5.What are the consequences of filing Chapter 15 bankruptcy?
There are several things that occur as result of filing Chapter 15 Bankruptcy. One or more representatives of US debtors can participate in the principal bankruptcy proceedings in a foreign court. Depending on how debt repayment in the court is structured, if there is debt repayment, these representatives might be able to obtain some repayment for debt. In any case, any US lender’s claim to repayment rights would be considered with the claims of all foreign lenders.
6.What is the most important goal of Chapter 15?
One of the most important goals of Chapter 15 is to promote cooperation and communication between U.S. courts and parties of interest with foreign courts and parties of interest in cross-border cases.
7.What if there is a pending case in another jurisdiction?
If a full bankruptcy case is initiated by a foreign representative (when there is a foreign main proceeding pending in another country), bankruptcy court jurisdiction is generally limited to the debtor’s assets that are located in the U.S. The limitation promotes cooperation with the foreign main proceeding by limiting the assets subject to U.S. jurisdiction, so as not to interfere with the foreign main proceeding.

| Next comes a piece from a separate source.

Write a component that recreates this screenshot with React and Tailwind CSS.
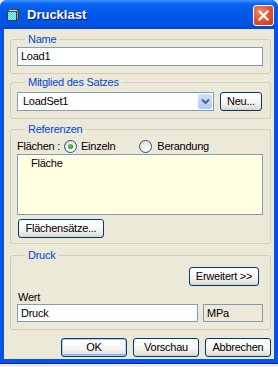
import React from "react";

const font = "font-['Liberation_Sans',Arial,sans-serif]";

const btn =
  "h-[19px] flex items-center justify-center rounded-[3px] border border-[#003C74] bg-[linear-gradient(to_bottom,#FFFFFF_0%,#F4F4F0_60%,#E3E0D6_90%,#D6D0C5_100%)] text-[11px] text-black leading-none";

function Group({ title, className = "", children }) {
  return (
    <fieldset className={`border border-[#D0D0BF] rounded-[3px] p-0 m-0 min-w-0 ${className}`}>
      <legend className="ml-[14px] px-[3px] text-[11px] leading-[14px] text-[#0046D5]">
        {title}
      </legend>
      <div className="pl-[6px] pr-[7px]">{children}</div>
    </fieldset>
  );
}

function Radio({ checked }) {
  return (
    <span className="w-[13px] h-[13px] rounded-full border border-[#1C5180] bg-[linear-gradient(135deg,#DCD9CF_0%,#FFFFFF_80%)] flex items-center justify-center">
      {checked && (
        <span className="w-[5px] h-[5px] rounded-full bg-[radial-gradient(circle_at_40%_40%,#5BD85B_0%,#21A121_70%)]" />
      )}
    </span>
  );
}

function WindowIcon() {
  return (
    <svg width="12" height="12" viewBox="0 0 12 12" shapeRendering="crispEdges">
      <defs>
        <pattern id="dith" width="2" height="2" patternUnits="userSpaceOnUse">
          <rect width="2" height="2" fill="#40D8E8" />
          <rect width="1" height="1" fill="#A0F4FF" />
          <rect x="1" y="1" width="1" height="1" fill="#A0F4FF" />
        </pattern>
      </defs>
      <polygon points="0.5,2.5 2.5,0.5 11.5,0.5 9.5,2.5" fill="#E8E8E8" stroke="#404040" strokeWidth="1" />
      <polygon points="9.5,2.5 11.5,0.5 11.5,9.5 9.5,11.5" fill="#8A8A8A" stroke="#404040" strokeWidth="1" />
      <rect x="0.5" y="2.5" width="9" height="9" fill="url(#dith)" stroke="#404040" strokeWidth="1" />
    </svg>
  );
}

export default function App() {
  return (
    <div className={`w-[278px] h-[367px] bg-[#F3E4EE] overflow-hidden ${font}`}>
      <div className="w-[278px] h-[364px] flex flex-col rounded-t-[7px] bg-[#0055E5] border-b border-[#0019CF]">
        {/* Title bar */}
        <div className="h-[29px] flex items-start rounded-t-[7px] bg-[linear-gradient(to_bottom,#3D95FF_0%,#0A62F2_14%,#0057E8_45%,#0055E5_80%,#0048D4_100%)]">
          <div className="ml-[7px] mt-[9px]">
            <WindowIcon />
          </div>
          <span className="ml-[8px] mt-[7px] text-[13px] font-bold text-white leading-[15px] [text-shadow:1px_1px_0_#0A1883]">
            Drucklast
          </span>
          <div className="ml-auto mr-[4px] mt-[5px] w-[21px] h-[21px] rounded-[3px] border border-white bg-[radial-gradient(circle_at_35%_30%,#F08A6A_0%,#E0512E_55%,#C2361A_100%)] flex items-center justify-center">
            <svg width="11" height="11" viewBox="0 0 11 11">
              <path d="M1.5 1.5 L9.5 9.5 M9.5 1.5 L1.5 9.5" stroke="white" strokeWidth="2.2" strokeLinecap="square" />
            </svg>
          </div>
        </div>

        {/* Body */}
        <div className="flex-1 mx-[4px] mb-[4px] bg-[#ECE9D8] pl-[6px] pr-[3px] flex flex-col text-[11px] text-black tracking-[-0.25px]">
          <Group title="Name" className="mt-[3px]">
            <div className="pt-[1px] pb-[7px]">
              <div className="h-[19px] border border-[#7F9DB9] bg-white flex items-center pl-[3px]">Load1</div>
            </div>
          </Group>

          <Group title="Mitglied des Satzes" className="mt-[1px]">
            <div className="pt-[3px] pb-[7px] flex gap-[6px]">
              <div className="w-[197px] h-[19px] border border-[#7F9DB9] bg-white flex items-stretch">
                <span className="flex-1 flex items-center pl-[5px]">LoadSet1</span>
                <span className="w-[14px] m-[1px] rounded-[2px] bg-[linear-gradient(to_bottom,#D2DEFC,#B6CAF8)] flex items-center justify-center">
                  <svg width="9" height="7" viewBox="0 0 9 7">
                    <path d="M1 1.5 L4.5 5 L8 1.5" fill="none" stroke="#4D6185" strokeWidth="2" />
                  </svg>
                </span>
              </div>
              <button className={`${btn} w-[42px]`}>Neu...</button>
            </div>
          </Group>

          <Group title="Referenzen" className="mt-[3px]">
            <div className="pb-[5px]">
              <div className="mt-[4px] h-[13px] flex items-center">
                <span>Flächen :</span>
                <span className="ml-[4px]"><Radio checked /></span>
                <span className="ml-[4px]">Einzeln</span>
                <span className="ml-[24px]"><Radio /></span>
                <span className="ml-[5px]">Berandung</span>
              </div>
              <div className="mt-[1px] h-[61px] border border-[#7F9DB9] bg-[#FFFFE1] pl-[13px] pt-[2px] leading-[13px]">
                Fläche
              </div>
              <button className={`${btn} w-[86px] mt-[4px] ml-[1px]`}>Flächensätze...</button>
            </div>
          </Group>

          <Group title="Druck" className="mt-[4px]">
            <div className="pb-[7px]">
              <div className="mt-[5px] flex justify-end pr-[4px]">
                <button className={`${btn} w-[70px]`}>Erweitert &gt;&gt;</button>
              </div>
              <div className="mt-[5px] leading-[13px] pl-[1px]">Wert</div>
              <div className="flex gap-[5px]">
                <div className="w-[181px] h-[18px] border border-[#7F9DB9] bg-white flex items-center pl-[3px]">Druck</div>
                <div className="flex-1 h-[18px] border border-[#7F9DB9] bg-[#ECE9D8] flex items-center pl-[3px]">MPa</div>
              </div>
            </div>
          </Group>

          <div className="mt-[8px] flex justify-end gap-[6px]">
            <button className={`${btn} w-[66px] shadow-[inset_0_0_0_1px_#B2CCF2,inset_0_-1px_0_1px_#8AAEE8]`}>OK</button>
            <button className={`${btn} w-[66px]`}>Vorschau</button>
            <button className={`${btn} w-[66px]`}>Abbrechen</button>
          </div>
        </div>
      </div>
    </div>
  );
}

8.What is the UNCITRAL Model Law?
Chapter 15 incorporates the Model Law on Cross Border Insolvency drafted by the United Nations Commission on International Trade Law. The law provides solutions to problems which arise in connection with cross border bankruptcy, allowing US courts to issue subpoenas, orders to turn over over assets, the issuance of stays on pending actions, and orders of other types as circumstances dictate. The ancillary proceeding permitted under Chapter 15 is often a more efficient and less costly alternative to initiating an independent bankruptcy proceeding in the United States. It also avoids the conflicts which could arise between the jurisdictions involved in two independent bankruptcy proceedings initiated in connection with the same debtor.
9.How much does it cost to file Chapter 15?
The mandated court filing fees for filing Bankruptcy Chapter 15 are $1,039 USD. Attorneys fees vary depending on the complexity of the Chapter 15 case (travel or local counsel, if any, number of creditors, number of creditors who file a dispute, complexity of the debtor’s financial situation, etc.). At a minimum, a Chapter 15 will likely cost $15,000.00 in filing and attorney’s fees. However, it could easily be much more than that depending on the factors mentioned above.